Campaigns have become circuses. On candidacy filing day would parade to the Comelec incarnations of gods and superheroes. The media accord each their 15 minutes of fame, whereupon they slink back to oblivion.

Clowns also emerge in campaign closing. Years back a Comelec chief took one jester too seriously as witness to cheating. The court disbelieved, however, the alleged misdeed by two senatorial candidates and an ex-poll commissioner. It turned out that the informant was a con man who had been fired from a previous job for stealing, was facing two fraud cases, and had duped two reporters.
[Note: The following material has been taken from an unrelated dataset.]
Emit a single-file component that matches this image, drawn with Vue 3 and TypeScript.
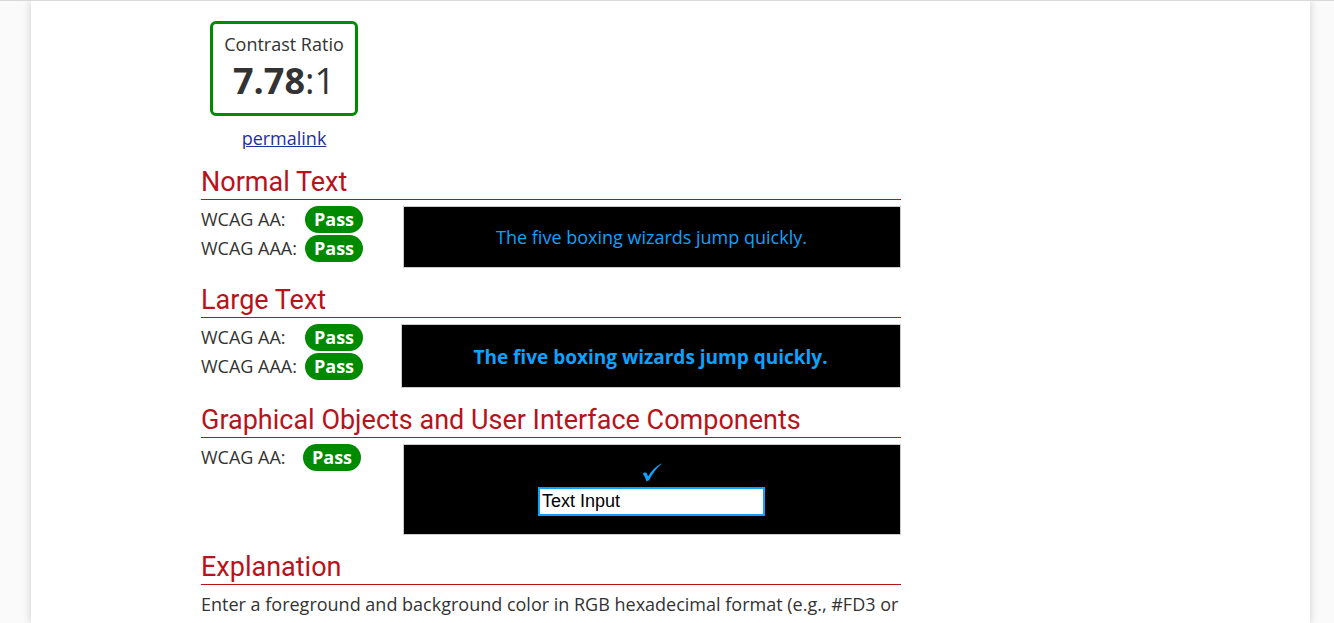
<script setup lang="ts">
import { ref } from 'vue'

interface Check {
  level: string
  result: string
}

interface Section {
  id: string
  title: string
  checks: Check[]
  sample: 'normal' | 'large' | 'component'
}

const aa: Check = { level: 'WCAG AA:', result: 'Pass' }
const aaa: Check = { level: 'WCAG AAA:', result: 'Pass' }

const sections: Section[] = [
  { id: 'normal', title: 'Normal Text', checks: [aa, aaa], sample: 'normal' },
  { id: 'large', title: 'Large Text', checks: [aa, aaa], sample: 'large' },
  {
    id: 'component',
    title: 'Graphical Objects and User Interface Components',
    checks: [aa],
    sample: 'component',
  },
]

const ratio = '7.78'
const sampleText = 'The five boxing wizards jump quickly.'
const inputText = ref('Text Input')
</script>

<template>
  <div class="page">
    <main class="sheet">
      <div class="content">
        <div class="summary">
          <div class="ratio">
            <span class="ratio-label">Contrast Ratio</span>
            <span class="ratio-value"><b>{{ ratio }}</b>:1</span>
          </div>
          <a class="permalink" href="#permalink">permalink</a>
        </div>

        <section v-for="s in sections" :key="s.id" class="section">
          <h2>{{ s.title }}</h2>
          <div class="result" :class="s.sample">
            <ul class="checks">
              <li v-for="c in s.checks" :key="c.level">
                <span class="level">{{ c.level }}</span>
                <b class="pill">{{ c.result }}</b>
              </li>
            </ul>
            <div class="sample">
              <template v-if="s.sample === 'component'">
                <svg class="tick" viewBox="0 0 20 20" aria-hidden="true">
                  <path d="M0.8 11 C2 9.2 4.2 9 5 10.8 L6.1 13.6 C9.3 8 13.7 3.4 19.2 0.6 L19.4 1 C14.6 5.2 10.3 10.6 7 17.2 L4.6 18.6 C3.7 15.6 2.6 13 0.8 11 Z" />
                </svg>
                <input v-model="inputText" type="text" aria-label="Sample text input" />
              </template>
              <template v-else>{{ sampleText }}</template>
            </div>
          </div>
        </section>

        <section class="section">
          <h2>Explanation</h2>
          <p>Enter a foreground and background color in RGB hexadecimal format (e.g., #FD3 or</p>
        </section>
      </div>
    </main>
  </div>
</template>

<style>
body {
  background: #fafafa;
}
</style>

<style scoped>
.page {
  box-sizing: border-box;
  height: 100vh;
  overflow: hidden;
  padding: 0 24px 0 31px;
  border-top: 1px solid #d9d9d9;
  background: #fafafa;
  color: #333;
  font-family: "Open Sans", "Noto Sans", sans-serif;
  font-size: 18px;
  line-height: 28px;
}

.sheet {
  box-sizing: border-box;
  min-height: 100%;
  padding: 20px 24px 0 170px;
  background: #fff;
  box-shadow: 0 0 8px #ccc;
}

.content {
  max-width: 700px;
}

.summary {
  display: flex;
  flex-direction: column;
  align-items: center;
  gap: 8px;
  width: 166px;
  margin-bottom: 16px;
}

.ratio {
  display: flex;
  flex-direction: column;
  align-items: center;
  padding: 6px 11px 10px;
  border: 3px solid #008a00;
  border-radius: 6px;
  white-space: nowrap;
}

.ratio-value {
  font-size: 36px;
  line-height: 45px;
}

.permalink {
  color: #1f309e;
}

.section {
  margin-bottom: 18px;
}

h2 {
  margin: 0 0 6px;
  padding-bottom: 2px;
  border-bottom: 1px solid #b8121b;
  color: #b8121b;
  font: 400 27px/29px Roboto, sans-serif;
}

.result {
  display: grid;
  grid-template-columns: 202px 1fr;
  align-items: start;
}

.result.large {
  grid-template-columns: 200px 1fr;
}

.checks {
  margin: 0;
  padding: 0;
  list-style: none;
}

.checks li {
  display: flex;
  align-items: center;
  margin-bottom: 2px;
  line-height: 27px;
}

.level {
  width: 104px;
}

.component .level {
  width: 102px;
}

.pill {
  padding: 0 9px;
  border-radius: 14px;
  background: #008a00;
  color: #fff;
}

.sample {
  display: flex;
  flex-direction: column;
  align-items: center;
  padding: 16px 17px 16px 16px;
  border: 1px solid #ccc;
  background: #000;
  color: #0da2ff;
}

.large .sample {
  padding-top: 17px;
  padding-bottom: 15px;
  font-size: 19px;
  font-weight: 700;
  line-height: 30px;
}

.component .sample {
  padding-bottom: 18px;
}

.tick {
  width: 20px;
  height: 20px;
  margin: 2px 0 4px;
  fill: #0da2ff;
}

input {
  box-sizing: border-box;
  width: 227px;
  height: 29px;
  padding: 0 2px;
  border: 2px solid #0da2ff;
  border-radius: 0;
  background: #fff;
  color: #000;
  font: 18px/22px "Liberation Sans", Arial, sans-serif;
}

p {
  margin: 0;
  line-height: 26px;
}
</style>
A clown at the closing of Campaign 2019 popped up this week at the Integrated Bar office with a coterie of nuns. In a hurried press meet he declared to be the “alias Bikoy” in online video allegations on President Rody Duterte and kins’ drug links. A quick check by Senate President Tito Sotto showed the fellow to be a convicted fraudster who, for a fee in 2016, also wanted to tie President Noynoy Aquino and Cabinet to narcotics. The clown offered no evidence during his brief appearance, matched by no proof as well from Malacañang on his alleged “oust-Duterte co-plotters in the opposition and media.” The presidential spokesman noted, though, that the clown has a Bicolano accent while the Bikoy in the video sounded Ilocano. That probably means the circus ain’t over yet.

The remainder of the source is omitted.